Our Lady of the Lost and Found is indeed a work of fiction, the first that I know of that makes the living Mary, 2,000 years old, into a credible contemporary woman with a very long memory. Trusting in stories to tell the truth, Schoemperlen -- or Mary in her story -- tells some of them to her companionable hostess before they listen to the 10 o’clock news at night, sharing their dismay at so much suffering and confusion in the world. What Mary doesn’t have time for the author adds, on the basis of the reading she is stimulated to do after her guest leaves. You won’t find a footnote in the book, yet it is a wonderful introduction to the reality and mystery of Mary in human history.

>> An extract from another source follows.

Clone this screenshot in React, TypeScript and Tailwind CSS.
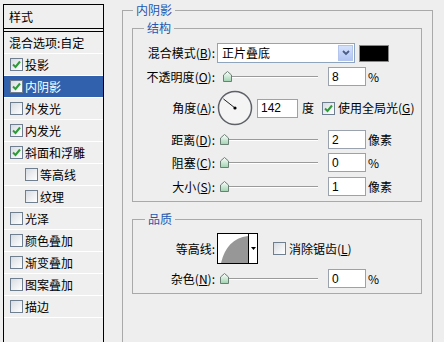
import React from 'react';

const font = "font-['Noto_Sans_CJK_SC',sans-serif]";

const Check: React.FC<{ checked?: boolean }> = ({ checked }) => (
  <span className="flex h-[13px] w-[13px] shrink-0 items-center justify-center border border-[#6f7f90] bg-gradient-to-br from-[#d8dce2] to-white">
    {checked && (
      <svg width="9" height="9" viewBox="0 0 9 9">
        <path d="M1 4.5 L3.5 7 L8 1.5" fill="none" stroke="#2f9a3a" strokeWidth="2" />
      </svg>
    )}
  </span>
);

const Key: React.FC<{ k: string }> = ({ k }) => (
  <>
    (<span className="underline">{k}</span>)
  </>
);

const styles: { name: string; checked: boolean; sub?: boolean; active?: boolean }[] = [
  { name: '投影', checked: true },
  { name: '内阴影', checked: true, active: true },
  { name: '外发光', checked: false },
  { name: '内发光', checked: true },
  { name: '斜面和浮雕', checked: true },
  { name: '等高线', checked: false, sub: true },
  { name: '纹理', checked: false, sub: true },
  { name: '光泽', checked: false },
  { name: '颜色叠加', checked: false },
  { name: '渐变叠加', checked: false },
  { name: '图案叠加', checked: false },
  { name: '描边', checked: false },
];

const Thumb = () => (
  <svg width="9" height="11" viewBox="0 0 9 11" className="shrink-0">
    <defs>
      <linearGradient id="tg" x1="0" y1="0" x2="0" y2="1">
        <stop offset="0" stopColor="#ffffff" />
        <stop offset="1" stopColor="#9fd3b0" />
      </linearGradient>
    </defs>
    <path d="M4.5 0.5 L8.5 4 L8.5 10.5 L0.5 10.5 L0.5 4 Z" fill="url(#tg)" stroke="#6b7f75" />
  </svg>
);

const Slider: React.FC<{ offset: number }> = ({ offset }) => (
  <div className="flex h-[12px] w-[101px] items-center">
    <div className="h-[2px] shrink-0" style={{ width: offset }} />
    <Thumb />
    <div className="h-[2px] flex-1 border-t border-[#9a9a9a] border-b border-b-white" />
  </div>
);

const NumBox: React.FC<{ value: string; w?: string }> = ({ value, w = 'w-[38px]' }) => (
  <div className={`${w} flex h-[19px] items-center border border-[#9aa3ad] bg-white pl-[3px] font-['Liberation_Sans',sans-serif] text-[12px]`}>
    {value}
  </div>
);

const Label: React.FC<{ children: React.ReactNode }> = ({ children }) => (
  <div className="w-[83px] shrink-0 pr-[1px] text-right">{children}</div>
);

const SliderRow: React.FC<{ label: React.ReactNode; offset: number; value: string; unit: string; className?: string }> = ({
  label,
  offset,
  value,
  unit,
  className = '',
}) => (
  <div className={`flex h-[19px] items-center ${className}`}>
    <Label>{label}</Label>
    <div className="ml-[1px]">
      <Slider offset={offset} />
    </div>
    <div className="ml-[10px]">
      <NumBox value={value} />
    </div>
    <span className="ml-[2px]">{unit}</span>
  </div>
);

const Dial = () => (
  <svg width="36" height="36" viewBox="0 0 36 36" className="shrink-0">
    <circle cx="18" cy="18" r="16.5" fill="#f4f4f4" stroke="#5e6168" strokeWidth="1.5" />
    <line x1="18" y1="18" x2="6.4" y2="8.9" stroke="#222" strokeWidth="1" />
    <circle cx="18" cy="18" r="1.6" fill="#000" />
  </svg>
);

export default function App() {
  return (
    <div className={`flex h-[342px] w-[444px] overflow-hidden bg-[#eeeeee] text-[12px] leading-[16px] text-black ${font}`}>
      {/* style list */}
      <div className="ml-[3px] mt-[4px] h-[360px] w-[101px] shrink-0 border border-black bg-[#efefef]">
        <div className="flex h-[24px] items-center border-b border-black pl-[5px]">样式</div>
        <div className="mt-[2px] border-t border-black">
          <div className="flex h-[22px] items-center border-b border-white pl-[5px]">混合选项:自定</div>
          {styles.map((s) => (
            <div
              key={s.name}
              className={`flex h-[22px] items-center gap-[2px] border-b border-white ${s.sub ? 'pl-[21px]' : 'pl-[6px]'} ${
                s.active ? 'bg-[#3161ac] text-white' : ''
              }`}
            >
              <Check checked={s.checked} />
              <span>{s.name}</span>
            </div>
          ))}
        </div>
      </div>

      {/* settings */}
      <fieldset className="ml-[18px] mt-[2px] h-[360px] w-[311px] shrink-0 border border-[#a9a9a9] px-[9px] pb-0 pt-[2px]">
        <legend className="ml-[1px] px-[3px] text-[#2457b0]">内阴影</legend>

        <fieldset className="w-[290px] border border-[#a9a9a9] px-0 pb-[5px] pt-[7px]">
          <legend className="ml-[11px] px-[3px] text-[#2457b0]">结构</legend>

          <div className="flex h-[20px] items-center">
            <Label>
              混合模式<Key k="B" />:
            </Label>
            <div className="ml-[1px] flex h-[20px] w-[138px] items-stretch border border-[#8fa4bd] bg-white">
              <div className="flex flex-1 items-center pl-[4px]">正片叠底</div>
              <div className="m-[1px] flex w-[15px] items-center justify-center border border-[#b3c5ec] bg-gradient-to-b from-[#d6e2fc] to-[#b2c6f3]">
                <svg width="8" height="6" viewBox="0 0 8 6">
                  <path d="M1 1 L4 4 L7 1" fill="none" stroke="#4a5d85" strokeWidth="1.8" />
                </svg>
              </div>
            </div>
            <div className="ml-[4px] h-[17px] w-[30px] border border-[#888] bg-black" />
          </div>

          <SliderRow className="mt-[4px]" label={<>不透明度<Key k="O" />:</>} offset={6} value="8" unit="%" />

          <div className="mt-[4px] flex h-[36px] items-center">
            <Label>
              角度<Key k="A" />:
            </Label>
            <div className="ml-[1px]">
              <Dial />
            </div>
            <div className="ml-[4px]">
              <NumBox value="142" w="w-[41px]" />
            </div>
            <span className="ml-[4px]">度</span>
            <div className="ml-[8px] flex items-center gap-[3px]">
              <Check checked />
              <span>
                使用全局光<Key k="G" />
              </span>
            </div>
          </div>

          <SliderRow className="mt-[4px]" label={<>距离<Key k="D" />:</>} offset={3} value="2" unit="像素" />
          <SliderRow className="mt-[4px]" label={<>阻塞<Key k="C" />:</>} offset={3} value="0" unit="%" />
          <SliderRow className="mt-[5px]" label={<>大小<Key k="S" />:</>} offset={3} value="1" unit="像素" />
        </fieldset>

        <fieldset className="mt-[9px] w-[290px] border border-[#a9a9a9] px-0 pb-[5px] pt-[6px]">
          <legend className="ml-[12px] px-[3px] text-[#2457b0]">品质</legend>

          <div className="flex h-[31px] items-center">
            <Label>等高线:</Label>
            <div className="ml-[1px] flex h-[31px] w-[41px] border border-black bg-white">
              <svg width="30" height="29" viewBox="0 0 30 29" className="shrink-0">
                <path d="M3 29 C 7 13, 15 4, 30 2 L30 29 Z" fill="#979797" />
              </svg>
              <div className="flex flex-1 items-center justify-center border-l border-black">
                <svg width="5" height="3" viewBox="0 0 5 3">
                  <path d="M0 0 L5 0 L2.5 3 Z" fill="#000" />
                </svg>
              </div>
            </div>
            <div className="ml-[15px] flex items-center gap-[3px]">
              <Check />
              <span>
                消除锯齿<Key k="L" />
              </span>
            </div>
          </div>

          <SliderRow className="mt-[5px]" label={<>杂色<Key k="N" />:</>} offset={3} value="0" unit="%" />
        </fieldset>
      </fieldset>
    </div>
  );
}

Schoemperlen’s device allows her, in between the laundry and the two women’s trips to the shopping mall, to introduce the reader to a number of art works, legends, saints, miracles and apparitions. Some are familiar, like Guadalupe -- Mary suggests it may have been her bad accent in Nahuatl that gave her that name. Others are less well known, like the Sweet Mother of Hertogenbosch and several recent apparitions.

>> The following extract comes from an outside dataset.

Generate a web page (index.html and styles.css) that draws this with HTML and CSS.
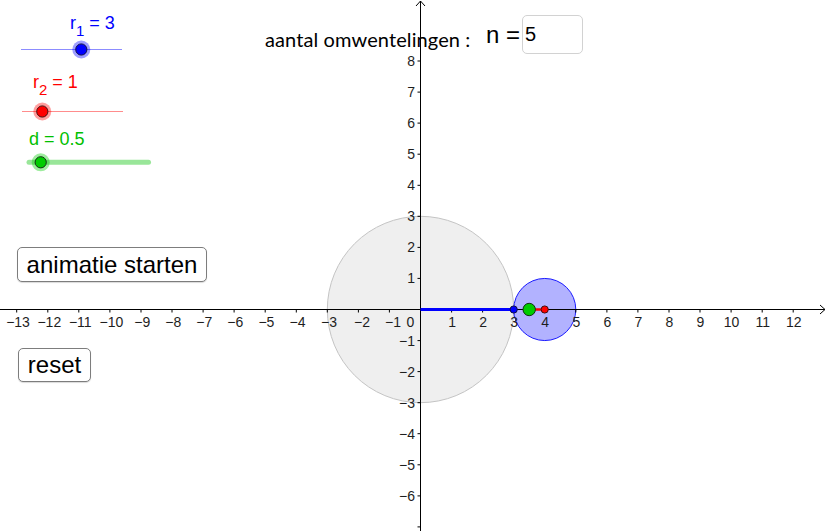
FILE: index.html
```html
<!DOCTYPE html>
<html>
<head>
<meta charset="utf-8">
<link rel="stylesheet" href="styles.css">
</head>
<body>
<div class="applet">
  <svg class="canvas" width="827" height="531" viewBox="0 0 827 531" xmlns="http://www.w3.org/2000/svg">
    <!-- circles -->
    <circle cx="420.5" cy="309.5" r="93.18" fill="#efefef" stroke="#c4c4c4" stroke-width="1"/>
    <circle cx="544.74" cy="309.5" r="31.06" fill="#b2b2ff" stroke="#1a1aff" stroke-width="1"/>

    <!-- axes -->
    <g stroke="#000" stroke-width="1" fill="none">
      <line x1="0" y1="309.5" x2="825" y2="309.5"/>
      <polyline points="820,305 825,309.5 820,314"/>
      <line x1="420.5" y1="1" x2="420.5" y2="531"/>
      <polyline points="416,6 420.5,1 425,6"/>
    </g>
    <g stroke="#000" stroke-width="1">
      <line x1="16.7" y1="309.5" x2="16.7" y2="312.5"/>
      <line x1="47.8" y1="309.5" x2="47.8" y2="312.5"/>
      <line x1="78.8" y1="309.5" x2="78.8" y2="312.5"/>
      <line x1="109.9" y1="309.5" x2="109.9" y2="312.5"/>
      <line x1="141" y1="309.5" x2="141" y2="312.5"/>
      <line x1="172" y1="309.5" x2="172" y2="312.5"/>
      <line x1="203.1" y1="309.5" x2="203.1" y2="312.5"/>
      <line x1="234.1" y1="309.5" x2="234.1" y2="312.5"/>
      <line x1="265.2" y1="309.5" x2="265.2" y2="312.5"/>
      <line x1="296.3" y1="309.5" x2="296.3" y2="312.5"/>
      <line x1="327.3" y1="309.5" x2="327.3" y2="312.5"/>
      <line x1="358.4" y1="309.5" x2="358.4" y2="312.5"/>
      <line x1="389.4" y1="309.5" x2="389.4" y2="312.5"/>
      <line x1="451.6" y1="309.5" x2="451.6" y2="312.5"/>
      <line x1="482.6" y1="309.5" x2="482.6" y2="312.5"/>
      <line x1="513.7" y1="309.5" x2="513.7" y2="312.5"/>
      <line x1="544.7" y1="309.5" x2="544.7" y2="312.5"/>
      <line x1="575.8" y1="309.5" x2="575.8" y2="312.5"/>
      <line x1="606.9" y1="309.5" x2="606.9" y2="312.5"/>
      <line x1="637.9" y1="309.5" x2="637.9" y2="312.5"/>
      <line x1="669" y1="309.5" x2="669" y2="312.5"/>
      <line x1="700" y1="309.5" x2="700" y2="312.5"/>
      <line x1="731.1" y1="309.5" x2="731.1" y2="312.5"/>
      <line x1="762.2" y1="309.5" x2="762.2" y2="312.5"/>
      <line x1="793.2" y1="309.5" x2="793.2" y2="312.5"/>

      <line x1="417.5" y1="61" x2="420.5" y2="61"/>
      <line x1="417.5" y1="92.1" x2="420.5" y2="92.1"/>
      <line x1="417.5" y1="123.1" x2="420.5" y2="123.1"/>
      <line x1="417.5" y1="154.2" x2="420.5" y2="154.2"/>
      <line x1="417.5" y1="185.3" x2="420.5" y2="185.3"/>
      <line x1="417.5" y1="216.3" x2="420.5" y2="216.3"/>
      <line x1="417.5" y1="247.4" x2="420.5" y2="247.4"/>
      <line x1="417.5" y1="278.4" x2="420.5" y2="278.4"/>
      <line x1="417.5" y1="340.6" x2="420.5" y2="340.6"/>
      <line x1="417.5" y1="371.6" x2="420.5" y2="371.6"/>
      <line x1="417.5" y1="402.7" x2="420.5" y2="402.7"/>
      <line x1="417.5" y1="433.7" x2="420.5" y2="433.7"/>
      <line x1="417.5" y1="464.8" x2="420.5" y2="464.8"/>
      <line x1="417.5" y1="495.9" x2="420.5" y2="495.9"/>
      <line x1="417.5" y1="526.9" x2="420.5" y2="526.9"/>
    </g>

    <g class="ticklabels" text-anchor="middle">
      <text x="18" y="327">−13</text>
      <text x="49.3" y="327">−12</text>
      <text x="80.3" y="327">−11</text>
      <text x="111.4" y="327">−10</text>
      <text x="142.2" y="327">−9</text>
      <text x="173.2" y="327">−8</text>
      <text x="204.3" y="327">−7</text>
      <text x="235.3" y="327">−6</text>
      <text x="266.4" y="327">−5</text>
      <text x="297.5" y="327">−4</text>
      <text x="329" y="327">−3</text>
      <text x="362" y="327">−2</text>
      <text x="393" y="327">−1</text>
      <text x="410.5" y="327">0</text>
      <text x="452.1" y="327">1</text>
      <text x="483.1" y="327">2</text>
      <text x="514.2" y="327">3</text>
      <text x="545.2" y="327">4</text>
      <text x="576.3" y="327">5</text>
      <text x="607.4" y="327">6</text>
      <text x="638.4" y="327">7</text>
      <text x="669.5" y="327">8</text>
      <text x="700.5" y="327">9</text>
      <text x="731.6" y="327">10</text>
      <text x="762.7" y="327">11</text>
      <text x="793.7" y="327">12</text>
    </g>
    <g class="ticklabels" text-anchor="end">
      <text x="415" y="66">8</text>
      <text x="415" y="97.1">7</text>
      <text x="415" y="128.1">6</text>
      <text x="415" y="159.2">5</text>
      <text x="415" y="190.3">4</text>
      <text x="415" y="221.3">3</text>
      <text x="415" y="252.4">2</text>
      <text x="415" y="283.4">1</text>
      <text x="415" y="345.6">−1</text>
      <text x="415" y="376.6">−2</text>
      <text x="415" y="407.7">−3</text>
      <text x="415" y="438.7">−4</text>
      <text x="415" y="469.8">−5</text>
      <text x="415" y="500.9">−6</text>
    </g>

    <!-- construction -->
    <line x1="420.5" y1="309.5" x2="513.7" y2="309.5" stroke="#0000ff" stroke-width="3"/>
    <line x1="529.2" y1="309.5" x2="544.7" y2="309.5" stroke="#ff0000" stroke-width="2.5"/>
    <circle cx="513.7" cy="309.5" r="3.6" fill="#0000ff" stroke="#101040" stroke-width="1"/>
    <circle cx="544.7" cy="309.5" r="3.6" fill="#ff0000" stroke="#401010" stroke-width="1"/>
    <circle cx="529.2" cy="309.5" r="6.2" fill="#00cc00" stroke="#103010" stroke-width="1"/>

    <!-- sliders -->
    <line x1="21" y1="49.5" x2="122" y2="49.5" stroke="#8c8cff" stroke-width="1"/>
    <circle cx="81.3" cy="49.5" r="9" fill="#0000ff" fill-opacity="0.38"/>
    <circle cx="81.3" cy="49.5" r="5.6" fill="#0000ff" stroke="#101040" stroke-width="1"/>

    <line x1="22" y1="111.5" x2="123" y2="111.5" stroke="#ff8c8c" stroke-width="1"/>
    <circle cx="42.3" cy="111.5" r="9" fill="#ff0000" fill-opacity="0.38"/>
    <circle cx="42.3" cy="111.5" r="5.6" fill="#ff0000" stroke="#401010" stroke-width="1"/>

    <line x1="29" y1="162.3" x2="148.5" y2="162.3" stroke="#99e699" stroke-width="5" stroke-linecap="round"/>
    <circle cx="40.7" cy="162.3" r="9" fill="#00cc00" fill-opacity="0.38"/>
    <circle cx="40.7" cy="162.3" r="5.6" fill="#00cc00" stroke="#103010" stroke-width="1"/>
  </svg>

  <div class="slabel slabel-r1">r<sub>1</sub> = 3</div>
  <div class="slabel slabel-r2">r<sub>2</sub> = 1</div>
  <div class="slabel slabel-d">d = 0.5</div>

  <div class="title">aantal omwentelingen :</div>
  <div class="nfield">
    <span class="nlabel">n =</span>
    <span class="nbox">5</span>
  </div>

  <button class="btn btn-start">animatie starten</button>
  <button class="btn btn-reset">reset</button>
</div>
</body>
</html>
```

FILE: styles.css
```css
html, body {
  margin: 0;
  padding: 0;
  background: #fff;
  overflow: hidden;
}

.applet {
  position: relative;
  width: 827px;
  height: 531px;
  overflow: hidden;
  font-family: "Liberation Sans", Arial, sans-serif;
}

.canvas {
  position: absolute;
  left: 0;
  top: 0;
  display: block;
}

.ticklabels {
  font-family: "Liberation Sans", Arial, sans-serif;
  font-size: 14px;
  fill: #1e1e1e;
}

.slabel {
  position: absolute;
  font-size: 18px;
  line-height: 18px;
  white-space: nowrap;
}

.slabel sub {
  font-size: 15px;
  line-height: 0;
  vertical-align: -7px;
}

.slabel-r1 {
  left: 70px;
  top: 14px;
  color: #0000ff;
}

.slabel-r2 {
  left: 33px;
  top: 73px;
  color: #ff0000;
}

.slabel-d {
  left: 29px;
  top: 130px;
  color: #00c000;
}

.title {
  position: absolute;
  left: 265px;
  top: 27px;
  font-family: Lato, "Open Sans", sans-serif;
  font-size: 20px;
  line-height: 24px;
  letter-spacing: 0.1px;
  color: #000;
  white-space: nowrap;
}

.nfield {
  position: absolute;
  left: 486px;
  top: 15px;
  display: flex;
  align-items: center;
  gap: 2px;
}

.nlabel {
  font-size: 24px;
  line-height: 39px;
  color: #000;
  white-space: nowrap;
}

.nbox {
  box-sizing: border-box;
  width: 61px;
  height: 39px;
  border: 1px solid #d2d2d2;
  border-radius: 5px;
  padding-left: 2px;
  font-size: 20px;
  line-height: 37px;
  color: #000;
  background: #fff;
}

.btn {
  position: absolute;
  box-sizing: border-box;
  margin: 0;
  padding: 0;
  background: #fff;
  border: 1px solid #7d7d7d;
  border-radius: 5px;
  font-family: "Liberation Sans", Arial, sans-serif;
  font-size: 24px;
  line-height: 30px;
  color: #000;
  text-align: center;
  box-shadow: 0 1px 1px rgba(0,0,0,0.15);
}

.btn-start {
  left: 17px;
  top: 247px;
  width: 190px;
  height: 35px;
}

.btn-reset {
  left: 18px;
  top: 348px;
  width: 73px;
  height: 34px;
}
```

The author-narrator’s reflections, based on her personal interchange with this ordinary, active, inexplicable woman, make the book intriguing even for those who know Mary well. The narrator’s attitude to time changes. She comes to see that there are “thin places” where the past shines into the present and deepens its meaning. Her new awareness of the constant, almost universal presence of Mary throughout history forces her to raise the question: Why is this woman so ignored in history books, including those by feminists?

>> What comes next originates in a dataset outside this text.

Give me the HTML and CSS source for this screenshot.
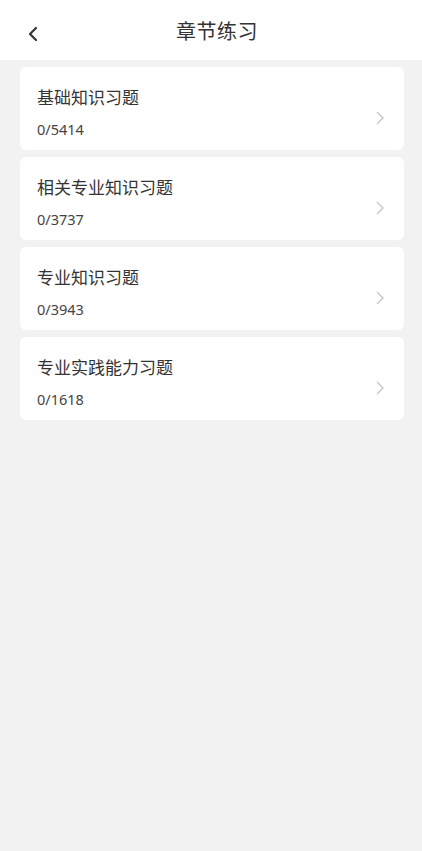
FILE: index.html
```html
<!DOCTYPE html>
<html lang="zh-CN">
<head>
  <meta charset="UTF-8">
  <meta name="viewport" content="width=device-width, initial-scale=1.0">
  <title>章节练习</title>
  <link rel="stylesheet" href="styles.css">
</head>
<body>
  <div class="header">
    <span class="back">
      <svg width="12" height="16" viewBox="0 0 12 16"><path d="M9 2 L3 8 L9 14" fill="none" stroke="#333" stroke-width="2.2" stroke-linecap="round" stroke-linejoin="round"/></svg>
    </span>
    <h1>章节练习</h1>
  </div>

  <div class="list">
    <div class="card">
      <div class="info">
        <div class="name">基础知识习题</div>
        <div class="count">0/5414</div>
      </div>
      <svg class="arrow" width="8" height="14" viewBox="0 0 8 14"><path d="M1 1 L7 7 L1 13" fill="none" stroke="#c4c4c4" stroke-width="1.3"/></svg>
    </div>
    <div class="card">
      <div class="info">
        <div class="name">相关专业知识习题</div>
        <div class="count">0/3737</div>
      </div>
      <svg class="arrow" width="8" height="14" viewBox="0 0 8 14"><path d="M1 1 L7 7 L1 13" fill="none" stroke="#c4c4c4" stroke-width="1.3"/></svg>
    </div>
    <div class="card">
      <div class="info">
        <div class="name">专业知识习题</div>
        <div class="count">0/3943</div>
      </div>
      <svg class="arrow" width="8" height="14" viewBox="0 0 8 14"><path d="M1 1 L7 7 L1 13" fill="none" stroke="#c4c4c4" stroke-width="1.3"/></svg>
    </div>
    <div class="card">
      <div class="info">
        <div class="name">专业实践能力习题</div>
        <div class="count">0/1618</div>
      </div>
      <svg class="arrow" width="8" height="14" viewBox="0 0 8 14"><path d="M1 1 L7 7 L1 13" fill="none" stroke="#c4c4c4" stroke-width="1.3"/></svg>
    </div>
  </div>
</body>
</html>
```

FILE: styles.css
```css
html, body {
  height: 100%;
}
body {
  margin: 0;
  background-color: #f2f2f2;
  font-family: "Noto Sans CJK SC", "Noto Sans", sans-serif;
  color: #333;
}
.header {
  position: relative;
  height: 60px;
  background-color: #fff;
  display: flex;
  align-items: center;
  justify-content: center;
}
.header h1 {
  margin: 0 0 0 12px;
  font-size: 20px;
  font-weight: 400;
  color: #333;
  letter-spacing: 0.5px;
}
.back {
  position: absolute;
  left: 27px;
  top: 26px;
  display: flex;
}
.list {
  padding: 7px 18px 0 20px;
  display: flex;
  flex-direction: column;
  gap: 7px;
}
.card {
  height: 83px;
  box-sizing: border-box;
  background-color: #fff;
  border-radius: 6px;
  padding: 0 20px 0 17px;
  display: flex;
  align-items: center;
  justify-content: space-between;
}
.info {
  margin-top: 7px;
}
.name {
  font-size: 17px;
  line-height: 22px;
  color: #333;
}
.count {
  margin-top: 11px;
  font-size: 14.5px;
  line-height: 20px;
  color: #444;
  font-family: "Noto Sans", sans-serif;
}
.arrow {
  margin-top: 19px;
}
```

Ultimately the narrator comes to see that history is not what she has thought -- hard, clear and completely factual. Its truth depends on who is telling what; more often than not, people find what they are looking for. She concludes that stories may be the best medium to convey what we can grasp of reality, much more in keeping with the seminal changes in understanding that Heisenberg’s uncertainty principle has brought about.

This novel -- her attempt to practice what she preaches -- contains within it an intimate memoir as well, still conversational and often humorous, as Mary and her hostess talk about faith in the open, honest way we’d all like to talk. She learns from Mary’s ability to experience uncertainty with detachment that it’s all right to accept one’s own ambiguity about things. She discovers that doubt and faith not only can but probably must coexist, and that prayer can develop in the space between them. At the book’s end she decides that “it is time to realize that irony is not cynicism, paradox is not chaos, and prayer is not wishful thinking. Time to accept the possibility that these, irony, paradox and prayer, are the still points, the thin pieces, the perfect quantum qualities.”

Our Lady of the Lost and Found demonstrates that by refusing either to live without ambiguity or to confine thinking to either/or, fact-versus-fiction terms, Mary -- the real Mother of God -- continues to mediate the mystery of the divine today. Diane Schoemperlen deserves praise and many readers for this bold, original and delightful work that transcends categories and transforms our thinking.

Sally Cunneen is the author of In Search of Mary and professor emeritus of English, Rockland Community College, SUNY.